(Task data):

***

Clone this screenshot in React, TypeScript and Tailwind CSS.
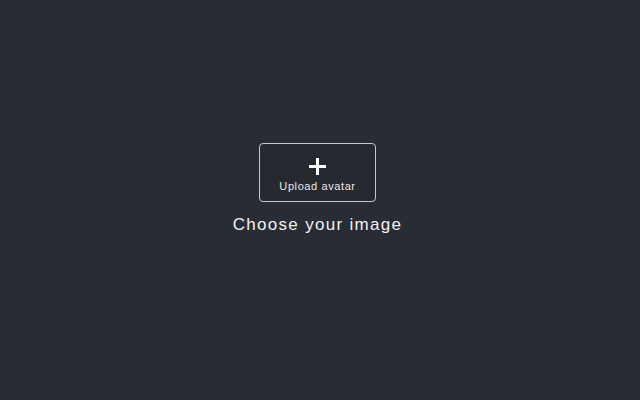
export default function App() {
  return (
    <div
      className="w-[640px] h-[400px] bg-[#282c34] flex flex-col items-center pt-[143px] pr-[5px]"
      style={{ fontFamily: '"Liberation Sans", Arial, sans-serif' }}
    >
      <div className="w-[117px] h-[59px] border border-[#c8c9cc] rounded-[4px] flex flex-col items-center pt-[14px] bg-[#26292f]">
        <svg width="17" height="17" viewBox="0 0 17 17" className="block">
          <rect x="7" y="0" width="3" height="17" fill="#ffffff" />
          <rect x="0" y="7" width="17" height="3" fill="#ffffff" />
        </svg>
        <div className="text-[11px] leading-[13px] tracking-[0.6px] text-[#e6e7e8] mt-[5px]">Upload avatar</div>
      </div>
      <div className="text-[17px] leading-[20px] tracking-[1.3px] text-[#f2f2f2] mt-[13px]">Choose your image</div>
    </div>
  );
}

***

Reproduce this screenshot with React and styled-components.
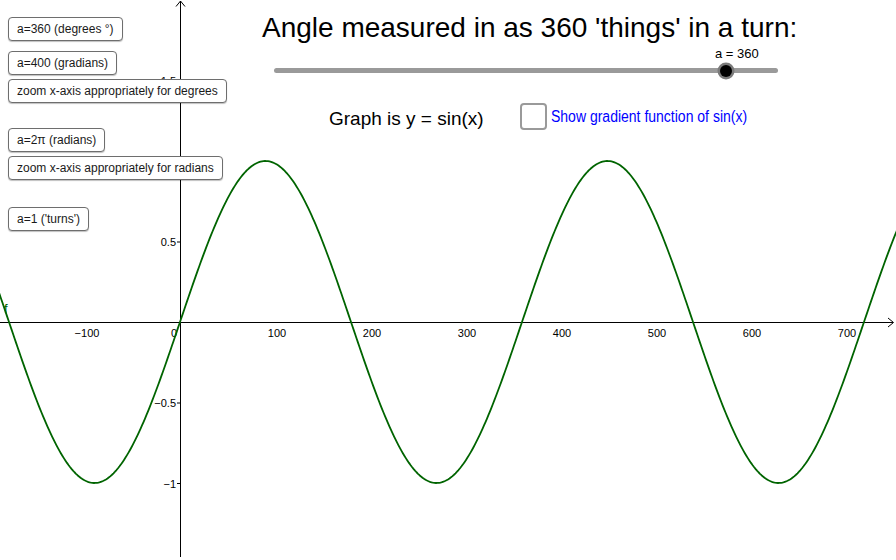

***

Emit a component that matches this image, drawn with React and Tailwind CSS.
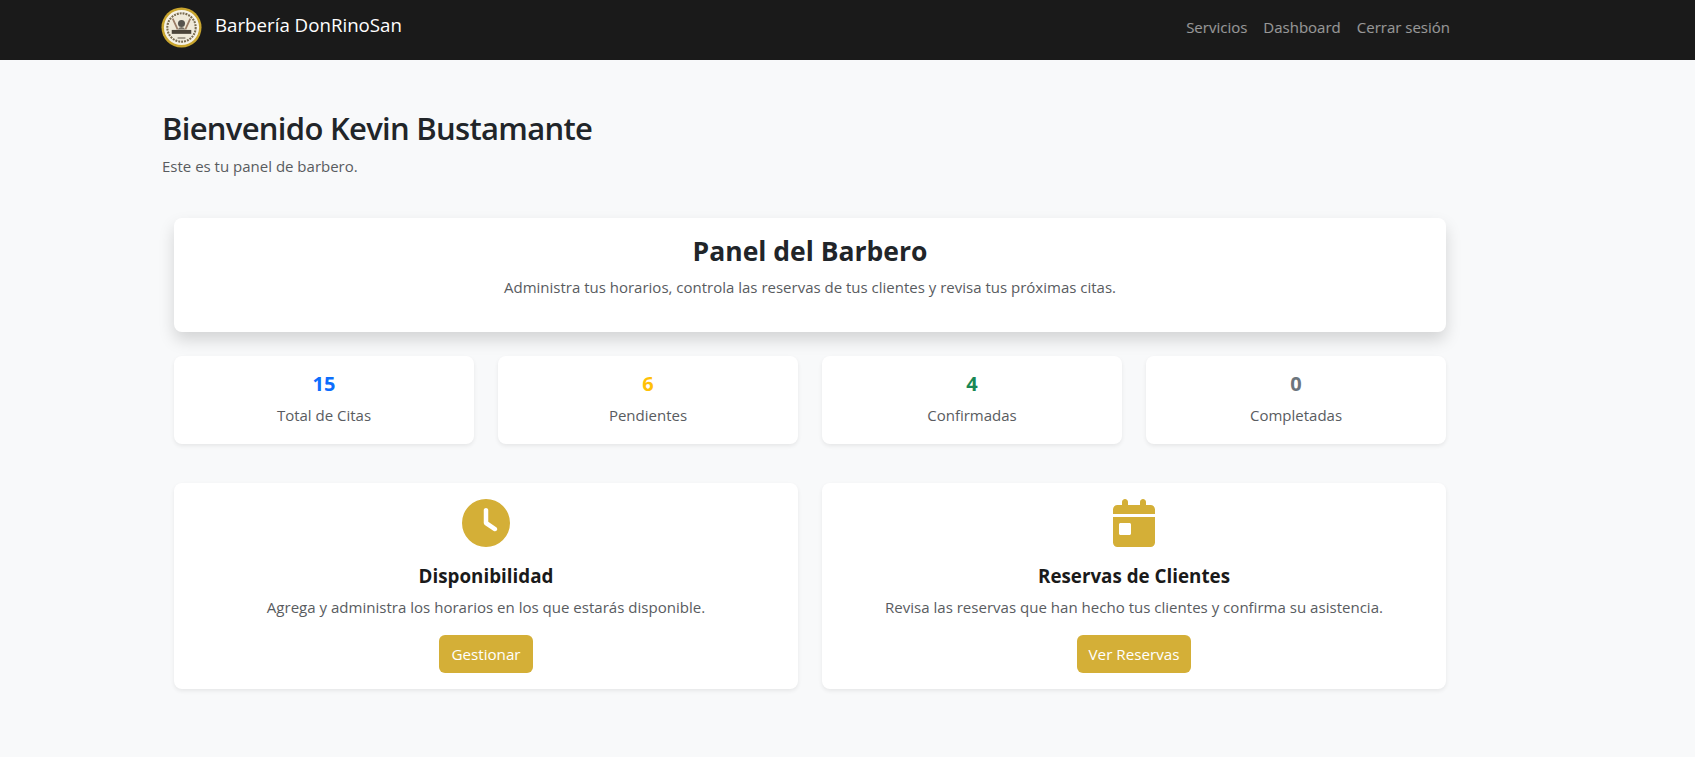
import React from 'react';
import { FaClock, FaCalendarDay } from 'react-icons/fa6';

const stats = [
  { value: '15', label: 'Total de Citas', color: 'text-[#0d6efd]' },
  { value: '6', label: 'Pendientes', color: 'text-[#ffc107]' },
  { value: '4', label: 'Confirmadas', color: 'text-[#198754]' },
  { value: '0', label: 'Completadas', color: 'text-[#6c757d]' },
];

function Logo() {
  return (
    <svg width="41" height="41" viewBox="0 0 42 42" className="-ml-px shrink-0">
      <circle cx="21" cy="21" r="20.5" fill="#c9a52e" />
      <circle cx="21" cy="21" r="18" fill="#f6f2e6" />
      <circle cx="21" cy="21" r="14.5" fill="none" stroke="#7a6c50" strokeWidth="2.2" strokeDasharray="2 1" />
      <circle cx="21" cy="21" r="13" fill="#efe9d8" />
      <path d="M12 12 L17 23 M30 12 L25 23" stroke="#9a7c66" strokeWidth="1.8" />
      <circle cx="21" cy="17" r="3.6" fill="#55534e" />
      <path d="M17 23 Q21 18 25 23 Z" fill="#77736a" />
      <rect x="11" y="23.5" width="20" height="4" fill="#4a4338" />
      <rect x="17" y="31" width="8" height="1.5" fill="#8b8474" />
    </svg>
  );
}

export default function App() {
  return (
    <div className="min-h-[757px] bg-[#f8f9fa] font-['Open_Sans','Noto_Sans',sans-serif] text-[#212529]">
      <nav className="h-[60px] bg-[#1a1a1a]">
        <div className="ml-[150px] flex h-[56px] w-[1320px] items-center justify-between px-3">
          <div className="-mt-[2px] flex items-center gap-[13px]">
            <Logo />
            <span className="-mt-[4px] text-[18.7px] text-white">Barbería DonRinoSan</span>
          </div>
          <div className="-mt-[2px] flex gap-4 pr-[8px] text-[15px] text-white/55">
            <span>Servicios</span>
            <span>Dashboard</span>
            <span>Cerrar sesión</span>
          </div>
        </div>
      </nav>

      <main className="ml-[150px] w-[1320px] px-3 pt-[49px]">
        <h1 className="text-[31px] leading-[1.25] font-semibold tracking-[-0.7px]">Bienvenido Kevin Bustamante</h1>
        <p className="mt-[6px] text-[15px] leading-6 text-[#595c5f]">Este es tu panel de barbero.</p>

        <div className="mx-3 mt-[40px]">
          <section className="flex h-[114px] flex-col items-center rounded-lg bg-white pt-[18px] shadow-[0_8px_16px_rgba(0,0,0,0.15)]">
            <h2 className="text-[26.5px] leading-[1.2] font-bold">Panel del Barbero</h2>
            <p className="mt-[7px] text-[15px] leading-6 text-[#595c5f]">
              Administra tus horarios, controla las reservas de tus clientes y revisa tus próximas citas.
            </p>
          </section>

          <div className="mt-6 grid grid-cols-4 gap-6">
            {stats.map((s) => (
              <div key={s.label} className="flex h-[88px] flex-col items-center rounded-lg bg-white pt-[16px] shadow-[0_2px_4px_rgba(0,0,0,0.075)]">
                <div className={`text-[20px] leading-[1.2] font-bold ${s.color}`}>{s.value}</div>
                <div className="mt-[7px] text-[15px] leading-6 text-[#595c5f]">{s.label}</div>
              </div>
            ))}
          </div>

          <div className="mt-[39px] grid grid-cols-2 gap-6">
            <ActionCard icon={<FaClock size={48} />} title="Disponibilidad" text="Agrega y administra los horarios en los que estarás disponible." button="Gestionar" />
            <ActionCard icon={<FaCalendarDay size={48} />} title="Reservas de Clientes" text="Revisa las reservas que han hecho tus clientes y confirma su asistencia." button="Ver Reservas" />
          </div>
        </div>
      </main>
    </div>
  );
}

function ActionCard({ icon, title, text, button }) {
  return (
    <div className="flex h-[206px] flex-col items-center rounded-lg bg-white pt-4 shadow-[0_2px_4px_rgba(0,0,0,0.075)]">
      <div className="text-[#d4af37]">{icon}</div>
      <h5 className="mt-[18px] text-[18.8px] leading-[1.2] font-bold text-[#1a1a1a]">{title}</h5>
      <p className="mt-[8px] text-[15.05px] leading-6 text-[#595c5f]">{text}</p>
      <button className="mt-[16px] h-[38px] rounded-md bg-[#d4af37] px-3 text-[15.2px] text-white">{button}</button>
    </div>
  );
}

***

(Exercise): Search the data for the string "image". List each line that has it.

(Response to this task):
      <div className="text-[17px] leading-[20px] tracking-[1.3px] text-[#f2f2f2] mt-[13px]">Choose your image</div>
Emit a component that matches this image, drawn with React and Tailwind CSS.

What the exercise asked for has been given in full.